Mentira! Mentira! Mentira! Mesmo antes de o galo cantar, ou, mais apropriadamente, de depósitos de propina aparecerem, o governo e seus apóstolos do Ministério da Saúde, tais quais o apóstolo Pedro, que negou por três vezes conhecer Jesus, repelem veementemente a suspeita de vantagens pecuniárias para negociarem vacinas. Pedro, depois de se arrepender, salvou-se, ganhou as chaves da Igreja e se tornou o primeiro papa, sob o perdão e as bênçãos do Cristo crucificado.
E o governo e seus outros apóstolos? Pergunta primeira: quem será o arrependido Pedro no palco da CPI? A verdade é que nem a prisão em flagrante do ex-diretor de um departamento do Ministério da Saúde, Roberto Dias, por ter “falado mentiras”, colocará os próximos depoentes na frente da verdade, eis que aquele ambiente esfumaçado pela nicotina política terá pequena possibilidade de abrir o cofre de eventuais tios Patinhas de remédios.
As versões apresentadas na CPI atingem o pico da invencionice. Como negar as suspeitas e denúncias, quando uma batelada de assessores foi flagrada com a mão perto da botija? E os erros crassos apontados nos testemunhos? Um centro nevrálgico de contrainformação deve ter sido montado para blindar os grupos de “vacineiros”, mercadores de vacinas com cara de dinheiro. As mentiras ali proclamadas fazem parte daquilo que Hannah Arendt chama de “conspiração a plena luz”, tramoia que a filósofa alemã identifica como sendo peculiar à cena política.
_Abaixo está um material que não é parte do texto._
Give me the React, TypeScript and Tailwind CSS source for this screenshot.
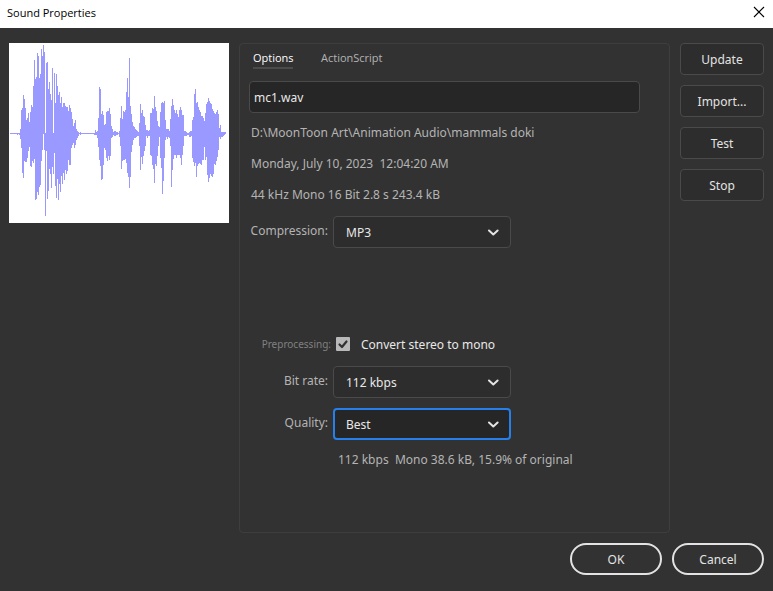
import { useState } from "react";
import type { ReactNode } from "react";

// Peak envelope of the clip, one [top, bottom] pair per column, silence at 279/282.
const LEAD_IN: number[][] = [
  [279, 282], [279, 282], [279, 282], [279, 282], [279, 282], [279, 282], [279, 282], [279, 285], [279, 282], [279, 285],
];
const PAUSE: number[][] = Array.from({ length: 13 }, () => [279, 282]);

const PEAKS: number[][] = [
  ...LEAD_IN,
  [267, 297], [210, 324], [204, 399], [165, 414], [177, 363], [204, 366], [240, 366], [234, 354], [219, 333], [246, 321],
  [216, 378], [195, 381], [201, 363], [138, 369], [60, 357], [117, 480], [111, 477], [39, 456], [48, 465], [114, 441],
  [102, 435], [27, 363], [48, 330], [15, 282], [36, 330], [279, 528], [69, 333], [66, 477], [147, 453], [126, 387],
  [162, 402], [180, 444], [84, 381], [279, 402], [99, 339], [189, 438], [102, 474], [138, 417], [165, 480], [156, 432],
  [189, 456], [171, 408], [201, 432], [189, 399], [189, 420], [198, 390], [201, 402], [201, 393], [213, 360], [195, 375],
  [204, 375], [216, 324], [237, 315], [258, 309], [249, 324], [240, 315], [267, 300], [273, 294], [276, 288], [279, 282],
  [276, 285],
  ...PAUSE,
  [279, 285], [270, 285], [276, 285], [273, 294], [234, 321], [141, 360],
  [147, 378], [222, 420], [213, 417], [225, 375], [255, 324], [252, 330], [216, 354], [213, 363], [213, 348], [204, 360],
  [222, 348], [258, 294], [267, 291], [276, 285], [273, 288], [273, 288], [276, 285], [276, 285], [279, 282], [273, 291],
  [234, 318], [198, 387], [237, 363], [213, 360], [216, 360], [210, 357], [156, 369], [114, 399], [171, 411], [54, 444],
  [198, 411], [222, 336], [246, 315], [258, 300], [261, 294], [267, 294], [270, 291], [273, 288], [276, 288], [249, 318],
  [192, 390], [219, 351], [210, 372], [228, 348], [231, 333], [255, 318], [270, 288], [270, 294], [273, 288], [270, 288],
  [219, 345], [219, 348], [204, 375], [207, 387], [168, 429], [201, 372], [213, 378], [243, 348], [258, 318], [261, 291],
  [216, 354], [189, 384], [186, 462], [189, 423], [183, 354], [240, 300], [267, 291], [267, 297], [267, 291], [273, 294],
  [237, 318], [198, 441], [177, 390], [195, 357], [210, 345], [219, 345], [210, 354], [222, 345], [231, 345], [210, 345],
  [201, 354], [210, 375], [225, 345], [225, 318], [273, 288], [273, 288], [276, 288], [279, 285], [279, 285], [276, 291],
  [273, 291], [273, 288], [240, 354], [231, 366], [162, 378], [147, 369], [189, 411], [186, 378], [201, 372], [210, 369],
  [216, 372], [228, 375], [228, 360], [234, 360], [243, 321], [219, 360], [192, 351], [186, 405], [174, 426], [183, 414],
  [189, 402], [192, 408], [207, 411], [213, 402], [219, 372], [222, 375], [216, 363], [210, 351], [222, 330], [264, 291],
  [255, 297], [276, 291], [276, 291], [276, 288], [276, 285], [276, 282],
];

function Waveform() {
  return (
    <svg
      viewBox="0 9 660 540"
      shapeRendering="crispEdges"
      role="img"
      aria-label="Waveform"
      className="w-[220px] shrink-0 self-start bg-white"
    >
      {PEAKS.map(([top, bottom], i) => (
        <rect key={i} x={3 + i * 3} y={top} width={3} height={bottom - top} fill="#9999ff" />
      ))}
    </svg>
  );
}

function SideButton({ children }: { children: ReactNode }) {
  return (
    <button className="h-8 rounded border border-[#4a4a4a] bg-[#2d2d2d] pt-0.5 text-[#e3e3e3]">
      {children}
    </button>
  );
}

function PillButton({ children }: { children: ReactNode }) {
  return (
    <button className="h-8 w-[92px] rounded-full border-2 border-[#e3e3e3] pt-0.5 text-[#e3e3e3]">
      {children}
    </button>
  );
}

type SelectRowProps = {
  id: string;
  label: string;
  options: string[];
  active?: boolean;
};

function SelectRow({ id, label, options, active = false }: SelectRowProps) {
  const [value, setValue] = useState(options[0]);
  const frame = active
    ? "border-2 border-[#2680eb] bg-[#262626] pl-[11px]"
    : "border border-[#4a4a4a] bg-[#2d2d2d] pl-3";
  return (
    <div className="flex gap-[5px]">
      <label htmlFor={id} className="w-[79px] shrink-0 whitespace-nowrap text-right leading-[30px]">
        {label}
      </label>
      <div className="relative w-[178px]">
        <select
          id={id}
          value={value}
          onChange={(e) => setValue(e.target.value)}
          className={`h-8 w-full appearance-none rounded pt-0.5 text-[#e8e8e8] outline-none ${frame}`}
        >
          {options.map((o) => (
            <option key={o}>{o}</option>
          ))}
        </select>
        <svg
          viewBox="0 0 12 8"
          className="pointer-events-none absolute right-3 top-3 h-2 w-3"
          fill="none"
          stroke="#e3e3e3"
          strokeWidth="2"
          strokeLinecap="round"
          strokeLinejoin="round"
        >
          <path d="M2 2.5 L6.3 6.5 L10.6 2.5" />
        </svg>
      </div>
    </div>
  );
}

export default function App() {
  const [name, setName] = useState("mc1.wav");
  const [mono, setMono] = useState(true);

  return (
    <div className="flex min-h-screen flex-col bg-[#323232] font-['Noto_Sans',sans-serif] text-[12px] text-[#b4b4b4]">
      <header className="flex h-7 items-center justify-between bg-white pl-[7px] pr-2 text-black">
        <h1 className="pb-0.5 font-['Open_Sans',sans-serif] text-[11px]">Sound Properties</h1>
        <button aria-label="Close" className="pb-1">
          <svg viewBox="0 0 12 12" className="h-3 w-3" stroke="#000" strokeWidth="1.1">
            <path d="M1 1 L11 11 M11 1 L1 11" />
          </svg>
        </button>
      </header>

      <main className="flex grow gap-2.5 px-[9px] pt-[15px]">
        <Waveform />

        <section className="min-w-0 grow rounded border border-[#3e3e3e] px-[9px]">
          <nav className="flex gap-7 px-1 pt-1.5 font-['Open_Sans',sans-serif] text-[11px]">
            <button className="h-[19px] w-10 whitespace-nowrap border-b-2 border-[#4b4b4b] text-left text-white">
              Options
            </button>
            <button className="h-[19px] whitespace-nowrap border-b-2 border-transparent">ActionScript</button>
          </nav>

          <input
            aria-label="Name"
            value={name}
            onChange={(e) => setName(e.target.value)}
            className="mt-3 h-8 w-[391px] max-w-full rounded border border-[#4a4a4a] bg-[#262626] px-1 text-[#e8e8e8] outline-none"
          />

          <div className="mt-1 whitespace-pre pl-0.5 leading-[31px]">
            <p>D:\MoonToon Art\Animation Audio\mammals doki</p>
            <p>Monday, July 10, 2023{"  "}12:04:20 AM</p>
            <p>44 kHz Mono 16 Bit 2.8 s 243.4 kB</p>
          </div>

          <div className="mt-1.5">
            <SelectRow id="compression" label="Compression:" options={["MP3", "Default", "ADPCM", "Raw", "Speech"]} />
          </div>

          <div className="mt-[86px] flex h-5 items-center">
            <span className="w-[82px] shrink-0 whitespace-nowrap text-right text-[10px] text-[#808080]">
              Preprocessing:
            </span>
            <div className="ml-[5px] flex items-center text-[#e8e8e8]">
              <span className="relative h-3.5 w-3.5">
                <input
                  id="mono"
                  type="checkbox"
                  checked={mono}
                  onChange={(e) => setMono(e.target.checked)}
                  className="peer block h-3.5 w-3.5 appearance-none rounded-[1px] bg-[#b9b9b9]"
                />
                <svg
                  viewBox="0 0 14 14"
                  className="pointer-events-none absolute inset-0 hidden h-3.5 w-3.5 peer-checked:block"
                  fill="none"
                  stroke="#323232"
                  strokeWidth="2.2"
                  strokeLinecap="round"
                  strokeLinejoin="round"
                >
                  <path d="M3.5 7.5 L6 10 L10.5 4.5" />
                </svg>
              </span>
              <label htmlFor="mono" className="pl-[11px] pt-0.5">
                Convert stereo to mono
              </label>
            </div>
          </div>

          <div className="mt-3 flex flex-col gap-2.5">
            <SelectRow id="bitrate" label="Bit rate:" options={["112 kbps", "64 kbps", "128 kbps", "160 kbps"]} />
            <SelectRow id="quality" label="Quality:" options={["Best", "Medium", "Fast"]} active />
          </div>

          <p className="mt-[11px] whitespace-pre pl-[89px]">112 kbps{"  "}Mono 38.6 kB, 15.9% of original</p>
        </section>

        <aside className="flex w-[84px] shrink-0 flex-col gap-2.5">
          <SideButton>Update</SideButton>
          <SideButton>Import...</SideButton>
          <SideButton>Test</SideButton>
          <SideButton>Stop</SideButton>
        </aside>
      </main>

      <footer className="flex justify-end gap-2.5 px-[9px] pb-4 pt-2.5">
        <PillButton>OK</PillButton>
        <PillButton>Cancel</PillButton>
      </footer>
    </div>
  );
}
Antigamente havia dificuldade de saber se algo era ou não mentira. Hoje, os cidadãos são brindados com mentiras deslavadas, que os mentirosos não fazem questão de disfarçar. Entre nós, a cultura da mentira data de priscas eras, quando o País, à procura de uma identidade, passou a incorporar tanto a expressão de colonizadores e bandeirantes quanto o verbo de aventureiros e degradados, na esteira dos três mitos da terra brasiliensis: a visão encantada do “paraíso terrestre”, a barbárie do “inferno verde” e a promessa de riquezas do “Eldorado”.
Depois de exibir ao mundo suas múltiplas feições, o Brasil entra na segunda década do terceiro milênio com o passo um tanto quanto claudicante. Abriga ciclos democráticos entremeados de ciclos autoritários, perfis políticos banhados nas águas da fisiologia, tensões permanentes entre Poderes, ou, na síntese do Macunaíma de Mário de Andrade, “pouca saúde e muita saúva”, significando, nestes tempos da propinagem, muito cupim comendo nosso capim. Para piorar, o País anda em veredas sinuosas. Pandemia misturada à despedaçada economia, e agora sem água para suportar as demandas de energia elétrica. Indiciados não sabem de nada, até aparecerem provas de que sabem de tudo. Na geometria da crise, a menor distância entre dois pontos é uma curva e não uma reta. Bocas tortas, linguagens retorcidas e abordagens dissonantes desfilam pela tela da CPI da Covid 19. Ali, são raros os que o 9º mandamento bíblico: “Não cometerás falso testemunho”.
Veja-se, por exemplo, o caso do Roberto Dias. Foi a um encontro gastronômico em um restaurante em Brasília, encontrou-se com um militar de baixas divisas, que ouviu dele a condição para adquirir a vacina negociada? Um dólar por dose. Uma história contada em detalhes, plena de circunstâncias, tempos e espaços. E se aparecer o tal dossiê que teria preparado caso ficasse em má situação? Chegaria a derrubar o governo? Seria um xeque-mate?
Nesses tempos de Torre de Babel, a balbúrdia se espraia por todos os lados. A palavra oral não vale nada. A lei garante a legitimidade de provas testemunhais. Mas, no Brasil, as coisas só valem com a chancela do cartório. E mesmo assim, depende do cartório. Por isso mesmo, é pouco razoável acreditar na eficácia das CPIs. De uma coisa, sabemos: a repetição das tramoias pelas mídias acaba engolfando os protagonistas eleitorais envolvidos em um manto de sujeira. Que terá reflexo nas urnas de outubro de 2022.
Os dirigentes da CPI, comandados pelo senador amazonense Omar Aziz, estão ávidos para descobrir o caminho do dinheiro trilhado pelos vacineiros. Mas está sendo muito difícil para eles e colegas desvendarem os artifícios, reabilitarem a palavra, desfiarem o novelo das tramas e reencontrarem a realidade. Até porque, como ensina Diderot em seu Paradoxo sobre o Comediante, os comediantes impressionam as plateias não quando estão furiosos, mas quando representam o furor. Os histriões convencem mais que os grandes atores porque conseguem o exagero indispensável ao teatro.